For plumbing, age and material matter as much as visible leaks. Corrosion at shutoff valves, slow drains, low water pressure, water heater rust, and signs of past repairs are all worth noting. If the home has older supply or drain materials, that does not automatically make it a bad purchase. It does mean future budgeting and repair planning should be part of the conversation.
Heating and cooling equipment should be reviewed with the same mindset. Buyers should ask the age of the furnace, air conditioner, and water heater, along with service history. A system can still be operating while nearing the end of its expected service life. That is a different issue from active failure, but it still affects your short-term costs after closing.

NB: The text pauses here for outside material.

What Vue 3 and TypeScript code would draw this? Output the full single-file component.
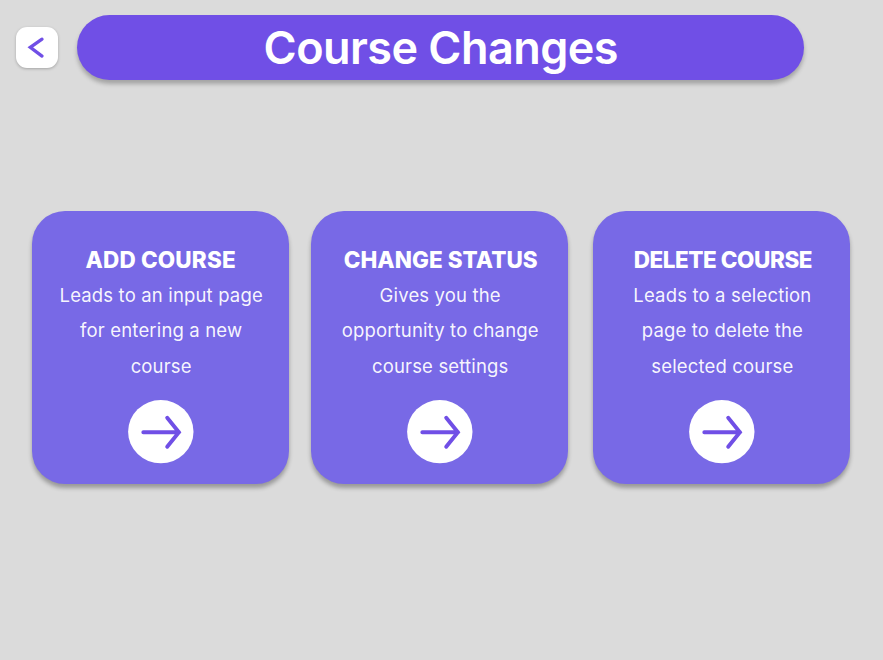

Attics, crawlspaces, and basements often tell the real story
These areas are less glamorous and more revealing. If they are accessible during the inspection, they often provide some of the clearest evidence of moisture issues, ventilation problems, air leakage, pest activity, and deferred maintenance.
In basements, look for water staining, efflorescence, musty odors, sump pump conditions, and patched cracks. In attics, insulation coverage, signs of past leaks, dark staining, and improper venting can say a lot about how the home has performed over time. Crawlspaces can reveal moisture conditions, drainage concerns, damaged insulation, and plumbing leaks that are not visible from the main living areas.
This is where advanced tools make a difference. Moisture detection and thermal imaging can help identify hidden concerns that are not obvious to the naked eye. Used correctly, they add another layer of evidence and help buyers make decisions with more confidence.
How to review the final inspection report without getting overwhelmed
Once the inspection is complete, the checklist phase turns into report review. This is where many buyers make one of two mistakes. They either panic over every line item or they focus only on the biggest headline findings and skip the rest.
A better approach is to sort findings into three groups: safety concerns, active defects, and maintenance or aging items. Safety concerns deserve prompt attention. Active defects affecting water intrusion, electrical performance, roofing, HVAC operation, or plumbing leaks usually belong high on the list as well. Maintenance items matter too, but they should be read in context. A home can have a long report and still be a solid purchase if the issues are understood, documented clearly, and priced appropriately.
Pay attention to photos and language. The best reports do not just name a problem. They show where it is, explain why it matters, and outline recommended next steps in plain language. That clarity helps buyers decide whether to request repairs, negotiate credits, plan future work, or walk away.
What buyers should ask after the checklist review
The most valuable follow-up questions are specific. Ask which findings need attention before move-in, which items should be budgeted within the first year, and which conditions need further evaluation by a qualified contractor. Ask whether observed moisture staining appears active or historical. Ask which systems are functional today but nearing replacement age.
That level of discussion is where a detailed inspection becomes real decision support. Archer Professional Inspections builds reports around that principle, combining technical detail with practical guidance so buyers can understand not just what was found, but what it means for timing, cost, and next steps.
There is no perfect house, even in a competitive market. What buyers need is a reliable picture of condition, a realistic sense of risk, and enough clarity to move forward without guessing. A careful checklist review will not make the decision for you, but it will make the decision better. The right home is not the one with zero findings. It is the one you understand well enough to buy with open eyes.